• [Given instruction] Leave out the pictures; transcribe all else exactly.

• [Information shown]

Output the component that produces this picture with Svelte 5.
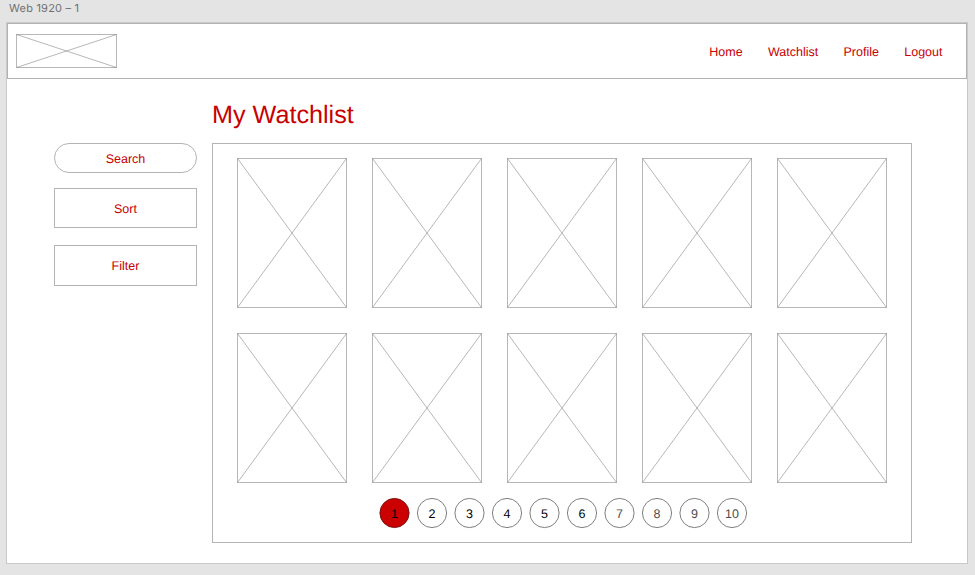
<script>
  const links = ['Home', 'Watchlist', 'Profile', 'Logout'];
  const posters = Array.from({ length: 10 }, (_, i) => i);
  const pages = Array.from({ length: 10 }, (_, i) => i + 1);
</script>

{#snippet placeholder(w, h)}
  <svg width={w} height={h} viewBox="0 0 {w} {h}" fill="none" stroke="#707070" stroke-opacity="0.5">
    <rect x="0.5" y="0.5" width={w - 1} height={h - 1} />
    <path d="M0.5 0.5L{w - 0.5} {h - 0.5}M{w - 0.5} 0.5L0.5 {h - 0.5}" />
  </svg>
{/snippet}

<div class="canvas">
  <div class="label">Web 1920 – 1</div>
  <div class="artboard">
    <header>
      {@render placeholder(101, 34)}
      <nav>
        {#each links as link}
          <a href="#top">{link}</a>
        {/each}
      </nav>
    </header>
    <div class="body">
      <aside>
        <button class="search">Search</button>
        <button class="sort">Sort</button>
        <button class="filter">Filter</button>
      </aside>
      <main>
        <h1>My Watchlist</h1>
        <section>
          <div class="grid">
            {#each posters as poster (poster)}
              {@render placeholder(110, 150)}
            {/each}
          </div>
          <div class="pager">
            {#each pages as page}
              <div class="page" class:active={page === 1} class:dim={page > 6}>
                <svg width="30" height="30" viewBox="0 0 30 30"><circle cx={page % 2 ? 14.5 : 15} cy="15" r="14.6" /></svg>
                <span>{page}</span>
              </div>
            {/each}
          </div>
        </section>
      </main>
    </div>
  </div>
</div>

<style>
  .canvas {
    box-sizing: border-box;
    width: 975px;
    height: 575px;
    padding-left: 6px;
    background: #e4e4e4;
    overflow: hidden;
    font-family: "Liberation Sans", Arial, sans-serif;
    font-size: 12.5px;
    text-rendering: geometricPrecision;
    color: #c80000;
  }
  .label {
    height: 22px;
    padding-left: 3px;
    box-sizing: border-box;
    font: 11px/16px Inter, sans-serif;
    letter-spacing: 0.22px;
    color: #707070;
  }
  .artboard {
    box-sizing: border-box;
    width: 962px;
    height: 542px;
    border: 1px solid #c9c9c9;
    background: #fff;
  }
  svg {
    display: block;
    flex: none;
    overflow: visible;
  }
  header {
    box-sizing: border-box;
    height: 56px;
    display: flex;
    justify-content: space-between;
    align-items: center;
    padding: 0 23.5px 0 8px;
    border: 1px solid #b2b2b2;
  }
  nav {
    display: flex;
    gap: 25.3px;
    padding-top: 2px;
  }
  nav a {
    color: inherit;
    text-decoration: none;
    line-height: 16px;
  }
  .body {
    display: flex;
    padding-left: 47px;
    gap: 15px;
  }
  aside {
    width: 143px;
    padding-top: 64px;
    display: flex;
    flex-direction: column;
  }
  button {
    box-sizing: border-box;
    width: 143px;
    height: 40px;
    padding: 1px 0 0;
    border: 1px solid #b4b4b4;
    background: #fff;
    color: inherit;
    font: inherit;
    text-rendering: inherit;
  }
  .search {
    height: 30px;
    border-radius: 15px;
  }
  .sort {
    margin-top: 15px;
  }
  .filter {
    margin-top: 17px;
    height: 41px;
    padding: 0;
  }
  h1 {
    margin: 0;
    height: 64px;
    padding-top: 21px;
    box-sizing: border-box;
    font-size: 25.2px;
    font-weight: 400;
    line-height: 30px;
  }
  section {
    box-sizing: border-box;
    width: 700px;
    height: 400px;
    padding: 14px 24px;
    border: 1px solid #b4b4b4;
  }
  .grid {
    display: grid;
    grid-template-columns: repeat(5, 110px);
    gap: 25px;
  }
  .pager {
    display: flex;
    gap: 7.5px;
    margin: 15px 0 0 142.5px;
  }
  .page {
    position: relative;
    width: 30px;
    height: 30px;
    text-align: center;
    line-height: 32px;
    color: #000;
  }
  .page svg {
    position: absolute;
    inset: 0;
    fill: #fff;
    stroke: #707070;
    stroke-width: 0.9px;
  }
  .page span {
    position: relative;
  }
  .active svg {
    fill: #cb0000;
    stroke: #701010;
  }
  .dim {
    color: #4d4d4d;
  }
</style>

• [Correct result]
Output the component that produces this picture with Svelte 5.
<script>
  const links = ['Home', 'Watchlist', 'Profile', 'Logout'];
  const posters = Array.from({ length: 10 }, (_, i) => i);
  const pages = Array.from({ length: 10 }, (_, i) => i + 1);
</script>

{#snippet placeholder(w, h)}
  <svg width={w} height={h} viewBox="0 0 {w} {h}" fill="none" stroke="#707070" stroke-opacity="0.5">
    <rect x="0.5" y="0.5" width={w - 1} height={h - 1} />
    <path d="M0.5 0.5L{w - 0.5} {h - 0.5}M{w - 0.5} 0.5L0.5 {h - 0.5}" />
  </svg>
{/snippet}

<div class="canvas">
  <div class="label">Web 1920 – 1</div>
  <div class="artboard">
    <header>
      {@render placeholder(101, 34)}
      <nav>
        {#each links as link}
          <a href="#top">{link}</a>
        {/each}
      </nav>
    </header>
    <div class="body">
      <aside>
        <button class="search">Search</button>
        <button class="sort">Sort</button>
        <button class="filter">Filter</button>
      </aside>
      <main>
        <h1>My Watchlist</h1>
        <section>
          <div class="grid">
            {#each posters as poster (poster)}
              {@render placeholder(110, 150)}
            {/each}
          </div>
          <div class="pager">
            {#each pages as page}
              <div class="page" class:active={page === 1} class:dim={page > 6}>
                <svg width="30" height="30" viewBox="0 0 30 30"><circle cx={page % 2 ? 14.5 : 15} cy="15" r="14.6" /></svg>
                <span>{page}</span>
              </div>
            {/each}
          </div>
        </section>
      </main>
    </div>
  </div>
</div>

<style>
  .canvas {
    box-sizing: border-box;
    width: 975px;
    height: 575px;
    padding-left: 6px;
    background: #e4e4e4;
    overflow: hidden;
    font-family: "Liberation Sans", Arial, sans-serif;
    font-size: 12.5px;
    text-rendering: geometricPrecision;
    color: #c80000;
  }
  .label {
    height: 22px;
    padding-left: 3px;
    box-sizing: border-box;
    font: 11px/16px Inter, sans-serif;
    letter-spacing: 0.22px;
    color: #707070;
  }
  .artboard {
    box-sizing: border-box;
    width: 962px;
    height: 542px;
    border: 1px solid #c9c9c9;
    background: #fff;
  }
  svg {
    display: block;
    flex: none;
    overflow: visible;
  }
  header {
    box-sizing: border-box;
    height: 56px;
    display: flex;
    justify-content: space-between;
    align-items: center;
    padding: 0 23.5px 0 8px;
    border: 1px solid #b2b2b2;
  }
  nav {
    display: flex;
    gap: 25.3px;
    padding-top: 2px;
  }
  nav a {
    color: inherit;
    text-decoration: none;
    line-height: 16px;
  }
  .body {
    display: flex;
    padding-left: 47px;
    gap: 15px;
  }
  aside {
    width: 143px;
    padding-top: 64px;
    display: flex;
    flex-direction: column;
  }
  button {
    box-sizing: border-box;
    width: 143px;
    height: 40px;
    padding: 1px 0 0;
    border: 1px solid #b4b4b4;
    background: #fff;
    color: inherit;
    font: inherit;
    text-rendering: inherit;
  }
  .search {
    height: 30px;
    border-radius: 15px;
  }
  .sort {
    margin-top: 15px;
  }
  .filter {
    margin-top: 17px;
    height: 41px;
    padding: 0;
  }
  h1 {
    margin: 0;
    height: 64px;
    padding-top: 21px;
    box-sizing: border-box;
    font-size: 25.2px;
    font-weight: 400;
    line-height: 30px;
  }
  section {
    box-sizing: border-box;
    width: 700px;
    height: 400px;
    padding: 14px 24px;
    border: 1px solid #b4b4b4;
  }
  .grid {
    display: grid;
    grid-template-columns: repeat(5, 110px);
    gap: 25px;
  }
  .pager {
    display: flex;
    gap: 7.5px;
    margin: 15px 0 0 142.5px;
  }
  .page {
    position: relative;
    width: 30px;
    height: 30px;
    text-align: center;
    line-height: 32px;
    color: #000;
  }
  .page svg {
    position: absolute;
    inset: 0;
    fill: #fff;
    stroke: #707070;
    stroke-width: 0.9px;
  }
  .page span {
    position: relative;
  }
  .active svg {
    fill: #cb0000;
    stroke: #701010;
  }
  .dim {
    color: #4d4d4d;
  }
</style>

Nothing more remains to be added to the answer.